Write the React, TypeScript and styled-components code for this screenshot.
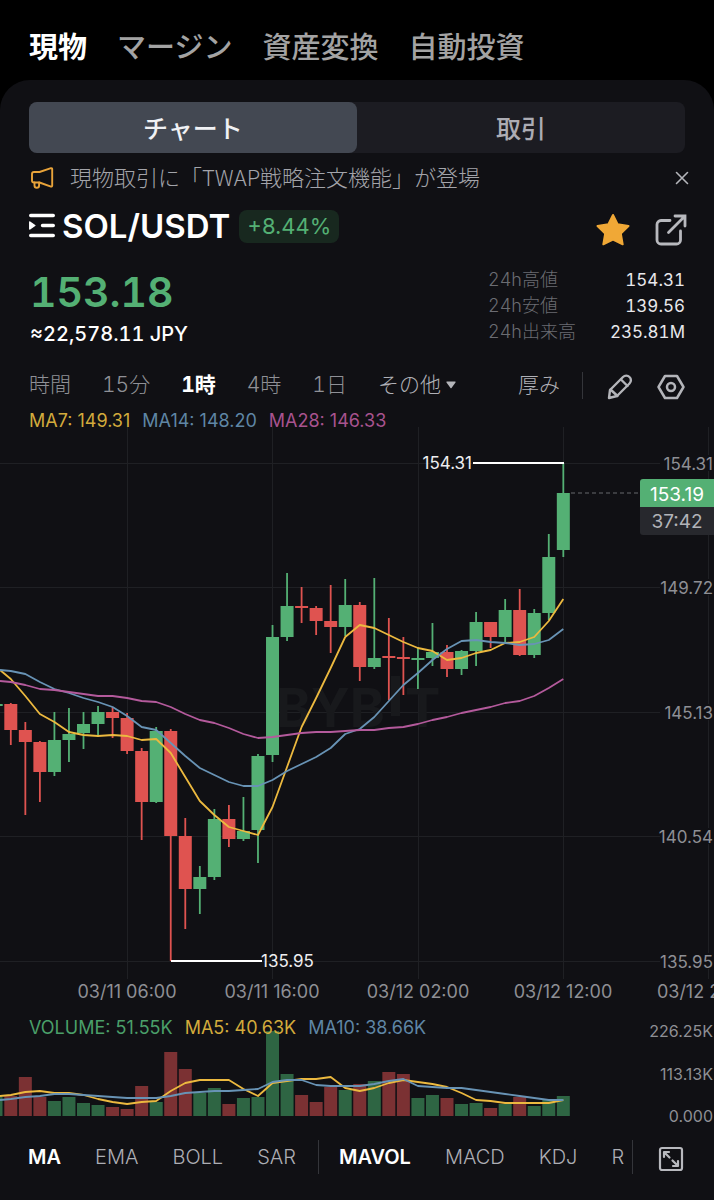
import React from "react";
import styled, { createGlobalStyle } from "styled-components";

const UP = "#54b074";
const DOWN = "#df5350";
const YELLOW = "#ecb93f";
const BLUE = "#6893b5";
const PURPLE = "#b45a9c";
const MUTED = "#a3a4aa";
const UI_FONT = `Inter, "Noto Sans CJK JP", sans-serif`;

const GlobalStyle = createGlobalStyle`
  * { box-sizing: border-box; }
  body { margin: 0; background: #000; font-family: ${UI_FONT}; }
  button { font: inherit; color: inherit; background: none; border: 0; padding: 0; margin: 0; cursor: pointer; }
  svg { display: block; }
`;

const Screen = styled.div`
  background: #000;
  color: #fff;
  overflow: hidden;
`;

const MainTabs = styled.nav`
  display: flex;
  gap: 30px;
  height: 80px;
  padding: 16px 29px 0;
  align-items: center;
`;

const MainTab = styled.button<{ $active?: boolean }>`
  font-size: 29px;
  line-height: 40px;
  font-weight: ${(p) => (p.$active ? 700 : 500)};
  color: ${(p) => (p.$active ? "#fff" : "#a3a3a3")};
  white-space: nowrap;
`;

const Card = styled.main`
  background: #101014;
  border-radius: 30px 30px 0 0;
  padding-top: 22px;
`;

const Segmented = styled.div`
  display: flex;
  height: 51px;
  margin: 0 29px;
  background: #1c1c22;
  border-radius: 8px;
`;

const Segment = styled.button<{ $active?: boolean }>`
  flex: 1;
  padding-bottom: 2px;
  border-radius: 8px;
  font-size: 25px;
  font-weight: 500;
  background: ${(p) => (p.$active ? "#434852" : "transparent")};
  color: ${(p) => (p.$active ? "#f0f1f4" : "#acacb4")};
`;

const Notice = styled.div`
  display: flex;
  align-items: center;
  height: 50px;
  padding: 0 24px 0 30px;
  gap: 16px;
`;

const NoticeText = styled.p`
  flex: 1;
  margin: 0;
  padding-bottom: 4px;
  font-family: "Noto Sans CJK JP", sans-serif;
  font-size: 22px;
  font-weight: 300;
  color: ${MUTED};
`;

const IconButton = styled.button`
  display: flex;
  flex: none;
`;

const PairRow = styled.div`
  display: flex;
  align-items: center;
  height: 48px;
  padding: 0 27px 2px 28px;
`;

const PairName = styled.h1`
  margin: 0 9px 0 6px;
  font-size: 33px;
  line-height: 40px;
  font-weight: 600;
`;

const Change = styled.span`
  height: 33px;
  padding: 0 8px;
  border-radius: 8px;
  background: #18281f;
  color: ${UP};
  font-size: 22px;
  line-height: 33px;
`;

const PairActions = styled.div`
  display: flex;
  gap: 24px;
  margin: 8px 0 0 auto;
`;

const Summary = styled.section`
  display: flex;
  justify-content: space-between;
  height: 112px;
  padding: 16px 29px 0 30px;
`;

const Price = styled.div`
  color: ${UP};
  font-size: 41px;
  line-height: 51px;
  font-weight: 600;
  font-variant-numeric: tabular-nums;
`;

const FiatPrice = styled.div`
  font-size: 20px;
  line-height: 33px;
  font-weight: 500;
  font-variant-numeric: tabular-nums;
`;

const Stats = styled.dl`
  display: grid;
  grid-template-columns: auto auto;
  grid-auto-rows: 26px;
  width: 197px;
  margin: 0;
  font-size: 18px;
  line-height: 26px;
  font-variant-numeric: tabular-nums;
  dt { color: #6b6c72; font-weight: 300; }
  dd { margin: 0; text-align: right; color: #e8e8ec; font-size: 17px; }
`;

const Intervals = styled.nav`
  display: flex;
  align-items: center;
  height: 44px;
  padding: 0 29px;
`;

const IntervalList = styled.div`
  display: flex;
  gap: 31px;
`;

const Interval = styled.button<{ $active?: boolean; $bright?: boolean }>`
  display: flex;
  align-items: center;
  gap: 5px;
  font-size: 21px;
  line-height: 28px;
  font-variant-numeric: tabular-nums;
  white-space: nowrap;
  font-weight: ${(p) => (p.$active ? 700 : 300)};
  color: ${(p) => (p.$active ? "#fff" : p.$bright ? "#b0b1b7" : "#8f9096")};
`;

const ChartTools = styled.div`
  display: flex;
  align-items: center;
  margin-left: auto;
`;

const Divider = styled.span<{ $tall?: boolean }>`
  flex: none;
  width: 1px;
  height: ${(p) => (p.$tall ? 34 : 27)}px;
  background: #34353a;
`;

const ToolDivider = styled(Divider)`
  margin-left: 22px;
`;

const ToolIcons = styled.div`
  display: flex;
  gap: 24px;
  margin: 3px 0 0 24px;
`;

const Legend = styled.div`
  display: flex;
  gap: 12px;
  padding: 0 29px;
  font-size: 18px;
  line-height: 20px;
  white-space: nowrap;
`;

const LegendItem = styled.span<{ $color: string }>`
  color: ${(p) => p.$color};
`;

const PriceLegend = styled(Legend)`
  height: 20px;
  padding-top: 4px;
`;

const ChartSvg = styled.svg`
  width: 100%;
  height: auto;
  font-family: Inter, sans-serif;
`;

const VolumePanel = styled.section`
  position: relative;
`;

const VolumeLegend = styled(Legend)`
  position: absolute;
  top: 8px;
  left: 0;
`;

const IndicatorBar = styled.footer`
  display: flex;
  align-items: center;
  height: 74px;
  padding: 0 30px 12px 28px;
`;

const IndicatorScroll = styled.div`
  display: flex;
  flex: 1;
  align-items: center;
  min-width: 0;
  overflow: hidden;
`;

const IndicatorGroup = styled.div`
  display: flex;
  gap: 34px;
  margin-right: 22px;
`;

const SecondGroup = styled(IndicatorGroup)`
  margin: 0 0 0 20px;
`;

const Indicator = styled.button<{ $active?: boolean }>`
  font-size: 20px;
  line-height: 28px;
  font-weight: ${(p) => (p.$active ? 600 : 300)};
  color: ${(p) => (p.$active ? "#fff" : "#adaeb4")};
`;

const ExpandButton = styled(IconButton)`
  margin: 3px 0 0 25px;
`;

/* Candle: direction, body top, body bottom, wick top, wick bottom */
type Candle = [1 | 0, number, number, number, number];
const STEP = 14.54;
const FIRST_X = 10.8;
const cx = (i: number) => FIRST_X + STEP * i;

const CANDLES: Candle[] = [
  [0, 704, 730, 703, 745], [0, 730, 742, 722, 815], [0, 742, 772, 741, 802],
  [1, 740, 772, 712, 776], [1, 734, 740, 708, 762], [1, 724, 733, 712, 749],
  [1, 712, 724, 706, 736], [0, 712, 718, 707, 738], [0, 718, 751, 713, 754],
  [0, 751, 802, 748, 840], [1, 731, 802, 727, 803], [0, 731, 836, 729, 961],
  [0, 836, 889, 818, 929], [1, 877, 889, 866, 914], [1, 819, 877, 809, 880],
  [0, 819, 839, 805, 847], [1, 831, 839, 797, 841], [1, 756, 830, 754, 863],
  [1, 637, 755, 625, 762], [1, 606, 637, 573, 641], [0, 606, 608, 587, 623],
  [0, 608, 621, 606, 635], [0, 621, 627, 585, 653], [1, 605, 627, 579, 636],
  [0, 605, 667, 602, 681], [1, 658, 667, 578, 669], [0, 656, 658, 618, 700],
  [0, 657, 659, 637, 695], [1, 658, 660, 648, 689], [1, 652, 658, 623, 666],
  [0, 652, 669, 645, 677], [1, 651, 669, 650, 675], [1, 622, 651, 612, 666],
  [0, 622, 637, 622, 648], [1, 610, 637, 599, 643], [0, 610, 655, 589, 656],
  [1, 613, 655, 609, 658], [1, 557, 613, 534, 620], [1, 493, 550, 463, 557],
];

const MA7 = [679, 696, 714, 722, 732, 735, 736, 735, 736, 740, 739, 753, 777, 801, 815, 827, 831, 835, 807, 767, 727, 698, 668, 637, 625, 628, 635, 642, 648, 651, 660, 658, 653, 650, 643, 642, 637, 621, 599];
const MA14 = [671, 674, 682, 689, 693, 698, 702, 707, 716, 727, 730, 743, 756, 768, 775, 782, 786, 786, 780, 771, 764, 757, 748, 734, 729, 717, 701, 685, 673, 660, 649, 641, 640, 642, 643, 645, 644, 640, 629];
const MA28 = [682, 685, 689, 690, 692, 694, 696, 696, 698, 701, 702, 707, 714, 720, 723, 728, 734, 738, 737, 735, 733, 732, 732, 731, 730, 730, 728, 727, 724, 720, 717, 713, 710, 707, 703, 701, 696, 688, 679];

const VOLUMES = [1096, 1077, 1097, 1101, 1097, 1103, 1105, 1107, 1109, 1086, 1102, 1052, 1069, 1093, 1088, 1104, 1098, 1097, 1031, 1074, 1095, 1102, 1087, 1090, 1084, 1081, 1072, 1074, 1098, 1095, 1098, 1104, 1103, 1108, 1104, 1097, 1106, 1099, 1096];
const VMA5 = [1095, 1092, 1091, 1093, 1093, 1095, 1099, 1102, 1104, 1102, 1101, 1091, 1083, 1080, 1080, 1080, 1089, 1096, 1083, 1081, 1079, 1079, 1077, 1088, 1091, 1088, 1083, 1080, 1082, 1084, 1087, 1093, 1100, 1101, 1103, 1103, 1103, 1103, 1100];
const VMA10 = [1099, 1097, 1096, 1094, 1094, 1095, 1096, 1097, 1098, 1098, 1098, 1096, 1093, 1092, 1091, 1091, 1090, 1089, 1082, 1080, 1080, 1085, 1086, 1086, 1086, 1084, 1081, 1079, 1086, 1087, 1088, 1088, 1090, 1092, 1094, 1096, 1098, 1100, 1100];

const GRID_Y: [number, string][] = [[463, "154.31"], [587, "149.72"], [712, "145.13"], [836, "140.54"], [961, "135.95"]];
const GRID_X: [number, string][] = [[127, "03/11 06:00"], [272, "03/11 16:00"], [418, "03/12 02:00"], [563, "03/12 12:00"], [708, "03/12 22:00"]];

const Line = ({ ys, start, color }: { ys: number[]; start: number; color: string }) => (
  <polyline
    fill="none"
    stroke={color}
    strokeWidth="1.8"
    strokeLinejoin="round"
    points={`0,${start} ` + ys.map((y, i) => `${cx(i)},${y}`).join(" ")}
  />
);

const PriceChart = () => (
  <ChartSvg viewBox="0 427 714 583" role="img" aria-label="SOL/USDT">
    <g stroke="#1f2024">
      {GRID_Y.map(([y]) => <line key={y} x1="0" x2="714" y1={y + 0.5} y2={y + 0.5} />)}
      {GRID_X.map(([x]) => <line key={x} x1={x + 0.5} x2={x + 0.5} y1="427" y2="979" />)}
    </g>
    <g fill="#18191c" fontSize="53" fontWeight="700">
      <text x="276" y="727">BYB</text>
      <rect x="391" y="676" width="9" height="40" />
      <text x="405" y="727">T</text>
    </g>
    <rect x="-10" y="704" width="12.7" height="2" fill={UP} />
    {CANDLES.map(([up, top, bottom, high, low], i) => (
      <g key={i} fill={up ? UP : DOWN}>
        <rect x={cx(i) - 0.9} y={high} width="1.8" height={low - high} />
        <rect x={cx(i) - 6.5} y={top} width="13" height={bottom - top} />
      </g>
    ))}
    <Line ys={MA7} start={670} color={YELLOW} />
    <Line ys={MA14} start={670} color={BLUE} />
    <Line ys={MA28} start={681} color={PURPLE} />
    <g stroke="#fff" strokeWidth="2">
      <line x1="473" x2="564" y1="463" y2="463" />
      <line x1="171" x2="262" y1="961" y2="961" />
    </g>
    <g fill="#eeeef0" fontSize="17">
      <text x="472" y="469" textAnchor="end">154.31</text>
      <text x="261" y="967">135.95</text>
    </g>
    <line x1="571" x2="640" y1="493" y2="493" stroke="#67686d" strokeDasharray="4 3" />
    <g fill="#8e8f94" fontSize="17">
      {GRID_Y.map(([y, label]) => (
        <g key={label}>
          <rect x="660" y={y - 8} width="54" height="16" fill="#101014" />
          <text x="713" y={y + 7} textAnchor="end">{label}</text>
        </g>
      ))}
    </g>
    <g fill="#8e8f94" fontSize="18" textAnchor="middle">
      {GRID_X.map(([x, label]) => <text key={label} x={x} y="998">{label}</text>)}
    </g>
    <path d="M640 507v-25a3 3 0 0 1 3-3h71v28z" fill={UP} />
    <path d="M640 507h74v28h-71a3 3 0 0 1-3-3z" fill="#27282d" />
    <g fontSize="19" textAnchor="middle">
      <text x="677" y="501" fill="#fff">153.19</text>
      <text x="677" y="528" fill="#b2b3b8">37:42</text>
    </g>
  </ChartSvg>
);

const VolumeChart = () => (
  <ChartSvg viewBox="0 1010 714 116" role="img" aria-label="VOLUME">
    <rect x="-10" y="1097" width="12.5" height="19" fill="#2e6543" />
    {VOLUMES.map((y, i) => (
      <rect key={i} x={cx(i) - 6.5} y={y} width="13" height={1116 - y} fill={CANDLES[i][0] ? "#2e6543" : "#7b3133"} />
    ))}
    <Line ys={VMA5} start={1096} color={YELLOW} />
    <Line ys={VMA10} start={1100} color={BLUE} />
    <g fill="#8e8f94" fontSize="16" textAnchor="end">
      <text x="713" y="1037">226.25K</text>
      <text x="713" y="1080">113.13K</text>
      <text x="713" y="1122">0.000</text>
    </g>
  </ChartSvg>
);

const stroke = { fill: "none", strokeLinecap: "round", strokeLinejoin: "round" } as const;

const Megaphone = () => (
  <svg width="24" height="24" viewBox="0 0 24 24" stroke="#e8a33a" strokeWidth="1.9" {...stroke}>
    <path d="M2 8a2 2 0 0 1 2-2h5.500L21 2.200a1 1 0 0 1 1.200.900v16.600a1 1 0 0 1-1.200.900L9.500 16.500H4a2 2 0 0 1-2-2z" />
    <path d="M4.500 16.500v3a2.300 2.300 0 0 0 4.600 0v-3" />
  </svg>
);

const Close = () => (
  <svg width="16" height="16" viewBox="0 0 16 16" stroke="#b4b5ba" strokeWidth="1.6" {...stroke}>
    <path d="M2.500 2.500l11 11M13.500 2.500l-11 11" />
  </svg>
);

const PairMenu = () => (
  <svg width="28" height="28" viewBox="0 0 28 28" stroke="#fff" strokeWidth="3.4" {...stroke}>
    <path d="M2.700 3.500h22.600M14.500 13.500h10.800M2.700 23.500h22.600" />
    <path d="M1.800 10v7l5-3.500z" fill="#fff" strokeWidth="1.5" />
  </svg>
);

const Star = () => (
  <svg width="36" height="34" viewBox="0 0 36 34" fill="#f0a836" stroke="#f0a836" strokeWidth="2" strokeLinejoin="round">
    <path d="M18 2l4.600 9.300L33.500 13l-7.700 7.500 1.900 10.800L18 26.700l-9.700 4.600 1.900-10.800L2.500 13l10.900-1.700z" />
  </svg>
);

const Share = () => (
  <svg width="32" height="34" viewBox="0 0 32 34" stroke="#b8b9be" strokeWidth="2.800" {...stroke}>
    <path d="M15 7.500H6a4 4 0 0 0-4 4V27a4 4 0 0 0 4 4h15.500a4 4 0 0 0 4-4v-9" />
    <path d="M20 3h10v10M29.500 3.500L13.500 19.500" strokeLinejoin="miter" />
  </svg>
);

const Pencil = () => (
  <svg width="26" height="26" viewBox="0 0 26 26" stroke="#b4b5ba" strokeWidth="2.400" {...stroke}>
    <path d="M2 24l1-8L16 3a4.500 4.500 0 0 1 6.500 0 4.500 4.500 0 0 1 0 6.500L10 22z" />
    <path d="M3.500 15.500l7 6.500M14 5.500l6.500 6.500" />
  </svg>
);

const Hexagon = () => (
  <svg width="28" height="26" viewBox="0 0 28 26" stroke="#b4b5ba" strokeWidth="2.500" {...stroke}>
    <path d="M8 2h12l6.500 11L20 24H8L1.500 13z" />
    <circle cx="14" cy="13" r="4" />
  </svg>
);

const Caret = () => (
  <svg width="10" height="8" viewBox="0 0 10 8" fill="#b4b5ba">
    <path d="M1 .5h8a.6.6 0 0 1 .5 1L5.500 7a.7.7 0 0 1-1 0L.5 1.500a.6.6 0 0 1 .5-1z" />
  </svg>
);

const Expand = () => (
  <svg width="26" height="26" viewBox="0 0 26 26" stroke="#b8b9be" strokeWidth="2.200" {...stroke}>
    <rect x="2" y="2" width="22" height="22" rx="2" />
    <path d="M6 11V6h5M6.500 6.500l5 5M20 15v5h-5M19.500 19.500l-5-5" />
  </svg>
);

export default function App() {
  return (
    <Screen>
      <GlobalStyle />
      <MainTabs>
        <MainTab $active>現物</MainTab>
        <MainTab>マージン</MainTab>
        <MainTab>資産変換</MainTab>
        <MainTab>自動投資</MainTab>
      </MainTabs>
      <Card>
        <Segmented>
          <Segment $active>チャート</Segment>
          <Segment>取引</Segment>
        </Segmented>
        <Notice>
          <Megaphone />
          <NoticeText>現物取引に「TWAP戦略注文機能」が登場</NoticeText>
          <IconButton aria-label="閉じる"><Close /></IconButton>
        </Notice>
        <PairRow>
          <IconButton aria-label="銘柄一覧"><PairMenu /></IconButton>
          <PairName>SOL/USDT</PairName>
          <Change>+8.44%</Change>
          <PairActions>
            <IconButton aria-label="お気に入り"><Star /></IconButton>
            <IconButton aria-label="共有"><Share /></IconButton>
          </PairActions>
        </PairRow>
        <Summary>
          <div>
            <Price>153.18</Price>
            <FiatPrice>≈22,578.11 JPY</FiatPrice>
          </div>
          <Stats>
            <dt>24h高値</dt><dd>154.31</dd>
            <dt>24h安値</dt><dd>139.56</dd>
            <dt>24h出来高</dt><dd>235.81M</dd>
          </Stats>
        </Summary>
        <Intervals>
          <IntervalList>
            <Interval>時間</Interval>
            <Interval>15分</Interval>
            <Interval $active>1時</Interval>
            <Interval>4時</Interval>
            <Interval>1日</Interval>
            <Interval $bright>その他<Caret /></Interval>
          </IntervalList>
          <ChartTools>
            <Interval $bright>厚み</Interval>
            <ToolDivider />
            <ToolIcons>
              <IconButton aria-label="描画"><Pencil /></IconButton>
              <IconButton aria-label="設定"><Hexagon /></IconButton>
            </ToolIcons>
          </ChartTools>
        </Intervals>
        <PriceLegend>
          <LegendItem $color="#d3ab3c">MA7: 149.31</LegendItem>
          <LegendItem $color="#5f86a5">MA14: 148.20</LegendItem>
          <LegendItem $color="#a8538f">MA28: 146.33</LegendItem>
        </PriceLegend>
        <PriceChart />
        <VolumePanel>
          <VolumeChart />
          <VolumeLegend>
            <LegendItem $color="#4a9f69">VOLUME: 51.55K</LegendItem>
            <LegendItem $color="#d3ab3c">MA5: 40.63K</LegendItem>
            <LegendItem $color="#5f86a5">MA10: 38.66K</LegendItem>
          </VolumeLegend>
        </VolumePanel>
        <IndicatorBar>
          <IndicatorScroll>
            <IndicatorGroup>
              <Indicator $active>MA</Indicator>
              <Indicator>EMA</Indicator>
              <Indicator>BOLL</Indicator>
              <Indicator>SAR</Indicator>
            </IndicatorGroup>
            <Divider $tall />
            <SecondGroup>
              <Indicator $active>MAVOL</Indicator>
              <Indicator>MACD</Indicator>
              <Indicator>KDJ</Indicator>
              <Indicator>R</Indicator>
            </SecondGroup>
          </IndicatorScroll>
          <Divider $tall />
          <ExpandButton aria-label="全画面"><Expand /></ExpandButton>
        </IndicatorBar>
      </Card>
    </Screen>
  );
}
---+---
Of the lines in the material, how many include "React"? Respond with the number alone.

2